El pasado miércoles estábamos en El Bar de Eric bebiendo como si no hubiera habido un ayer. Pedíamos cervezas y, sentados en banquetas pequeñas, diez ... o doce personas hablábamos, reíamos y hasta gritábamos para hacernos escuchar por encima de la música.
Sonaba el 'Omega' mientras le explicaba a la gente que ha venido de fuera a Granada Noir cómo ir al Sacromonte y llegar al Albaycín tirando por la Verea de Enmedio. Llenábamos otra ronda y seguíamos dándole a la sinhueso mientras nos empujábamos otra rosca de salmón. ¿O era la vegana? Daba igual. Estaban todas buenas y se había generado tal ambientazo y buen rollo… que en un determinado momento me quedé quieto-parao.
¿Qué era aquello? ¿Qué estaba pasando? ¿Por qué me sentía tan extrañamente excitado? Entonces caí en la cuenta. Lo que ocurría era la normalidad. O algo parecido.
La presente edición de Granada Noir me está sirviendo para ponerle punto y final a la Innombrable. No pienso que haya terminado, pero sí empiezo a sentirme más cómodo, más liberado, más tranquilo.
Cuando me pusieron la primera dosis de la vacuna seguí comportándome igual que en los últimos meses. «Hasta que me pinchen de nuevo», pensaba. Tras el segundo chute conté no sé cuantos días. «Hasta que el efecto sea completo». Me sentía como cuando éramos niños y no nos dejaban bañarnos hasta dos horas después de comer, por los cortes de digestión.
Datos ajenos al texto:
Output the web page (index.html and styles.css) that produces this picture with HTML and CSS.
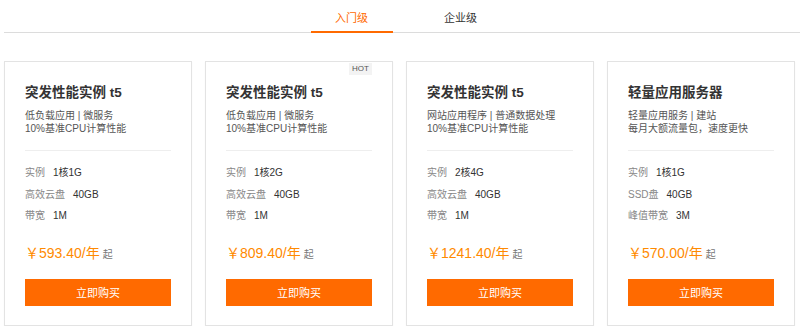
FILE: index.html
```html
<!DOCTYPE html>
<html lang="zh-CN">
<head>
    <meta charset="UTF-8">
    <meta name="viewport" content="width=device-width, initial-scale=1.0">
    <title>云服务器选购</title>
    <link rel="stylesheet" href="styles.css">
</head>
<body>
    <div class="tabs">
        <div class="tab active">入门级</div>
        <div class="tab">企业级</div>
    </div>

    <div class="card-list">
        <div class="card">
            <div class="card-title">突发性能实例 t5</div>
            <div class="card-desc">低负载应用 | 微服务<br>10%基准CPU计算性能</div>
            <div class="card-specs">
                <div class="spec"><span class="spec-label">实例</span><span class="spec-value">1核1G</span></div>
                <div class="spec"><span class="spec-label">高效云盘</span><span class="spec-value">40GB</span></div>
                <div class="spec"><span class="spec-label">带宽</span><span class="spec-value">1M</span></div>
            </div>
            <div class="price">￥593.40/年<span class="price-from">起</span></div>
            <button class="buy-button">立即购买</button>
        </div>

        <div class="card">
            <span class="hot">HOT</span>
            <div class="card-title">突发性能实例 t5</div>
            <div class="card-desc">低负载应用 | 微服务<br>10%基准CPU计算性能</div>
            <div class="card-specs">
                <div class="spec"><span class="spec-label">实例</span><span class="spec-value">1核2G</span></div>
                <div class="spec"><span class="spec-label">高效云盘</span><span class="spec-value">40GB</span></div>
                <div class="spec"><span class="spec-label">带宽</span><span class="spec-value">1M</span></div>
            </div>
            <div class="price">￥809.40/年<span class="price-from">起</span></div>
            <button class="buy-button">立即购买</button>
        </div>

        <div class="card">
            <div class="card-title">突发性能实例 t5</div>
            <div class="card-desc">网站应用程序 | 普通数据处理<br>10%基准CPU计算性能</div>
            <div class="card-specs">
                <div class="spec"><span class="spec-label">实例</span><span class="spec-value">2核4G</span></div>
                <div class="spec"><span class="spec-label">高效云盘</span><span class="spec-value">40GB</span></div>
                <div class="spec"><span class="spec-label">带宽</span><span class="spec-value">1M</span></div>
            </div>
            <div class="price">￥1241.40/年<span class="price-from">起</span></div>
            <button class="buy-button">立即购买</button>
        </div>

        <div class="card">
            <div class="card-title">轻量应用服务器</div>
            <div class="card-desc">轻量应用服务 | 建站<br>每月大额流量包，速度更快</div>
            <div class="card-specs">
                <div class="spec"><span class="spec-label">实例</span><span class="spec-value">1核1G</span></div>
                <div class="spec"><span class="spec-label">SSD盘</span><span class="spec-value">40GB</span></div>
                <div class="spec"><span class="spec-label">峰值带宽</span><span class="spec-value">3M</span></div>
            </div>
            <div class="price">￥570.00/年<span class="price-from">起</span></div>
            <button class="buy-button">立即购买</button>
        </div>
    </div>
</body>
</html>
```

FILE: styles.css
```css
body {
    margin: 0;
    padding: 0 0 0 4px;
    background-color: #fff;
    font-family: "Liberation Sans", "Noto Sans CJK SC", sans-serif;
    color: #333;
}
.tabs {
    display: flex;
    justify-content: center;
    gap: 27px;
    padding-left: 8px;
    border-bottom: 1px solid #dcdcdc;
    height: 32px;
}
.tab {
    width: 82px;
    text-align: center;
    font-size: 11px;
    line-height: 36px;
    height: 31px;
    color: #333;
}
.tab.active {
    color: #ff6a00;
    border-bottom: 2px solid #ff6a00;
}
.card-list {
    display: grid;
    grid-template-columns: repeat(4, 188px);
    column-gap: 13px;
    margin-top: 28px;
}
.card {
    position: relative;
    border: 1px solid #e3e3e3;
    box-shadow: 0 1px 1px rgba(0, 0, 0, 0.06);
    padding: 21px 20px 20px;
    height: 265px;
    box-sizing: border-box;
}
.hot {
    position: absolute;
    top: 1px;
    right: 20px;
    width: 23px;
    height: 12px;
    line-height: 12px;
    text-align: center;
    background-color: #f3f3f3;
    font-size: 8px;
    color: #555;
}
.card-title {
    font-size: 13.5px;
    font-weight: bold;
    line-height: 20px;
    color: #333;
}
.card-desc {
    margin-top: 6px;
    font-size: 10px;
    line-height: 13px;
    color: #555;
    padding-bottom: 15px;
    border-bottom: 1px solid #eee;
}
.card-specs {
    margin-top: 11px;
}
.spec {
    font-size: 10px;
    line-height: 21.5px;
}
.spec-label {
    color: #888;
    margin-right: 8px;
}
.spec-value {
    color: #333;
}
.price {
    margin-top: 16px;
    font-size: 14px;
    line-height: 20px;
    color: #ff8a00;
}
.price-from {
    font-size: 10px;
    color: #777;
    margin-left: 3px;
}
.buy-button {
    display: block;
    width: 100%;
    height: 27px;
    margin-top: 14px;
    border: none;
    background-color: #ff6a00;
    color: #fff;
    font-family: inherit;
    font-size: 11px;
    cursor: pointer;
}
```
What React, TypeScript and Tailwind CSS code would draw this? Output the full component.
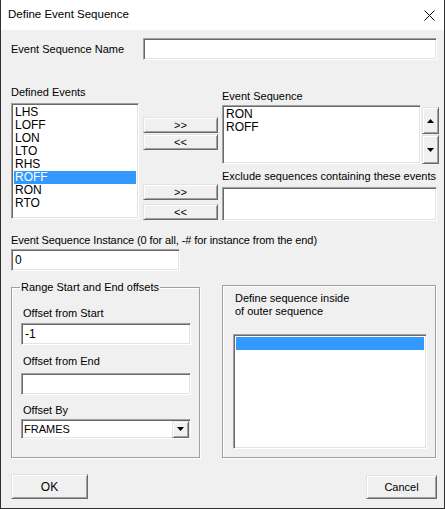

Pero seguí con las pautas aprendidas, evitando los interiores, tirando de terrazas —que estamos a las puertas de noviembre y aún andamos en manga corta— y aguantando la respiración en los ascensores, aunque lleve la mascarilla. Algo irracional, lo sé. Pero no le hago daño a nadie.
Mientras Enrique Morente cantaba a Lorca al son de Lagartija Nick y cambiábamos de tercios de Alhambra cada 15 minutos sentí cómo viajaba en el tiempo y retrocedía a un pasado que, ojalá, no tarde en ser un futuro felizmente normalizado. El ritual de lo habitual, como titularon Jane's Addiction aquel discazo.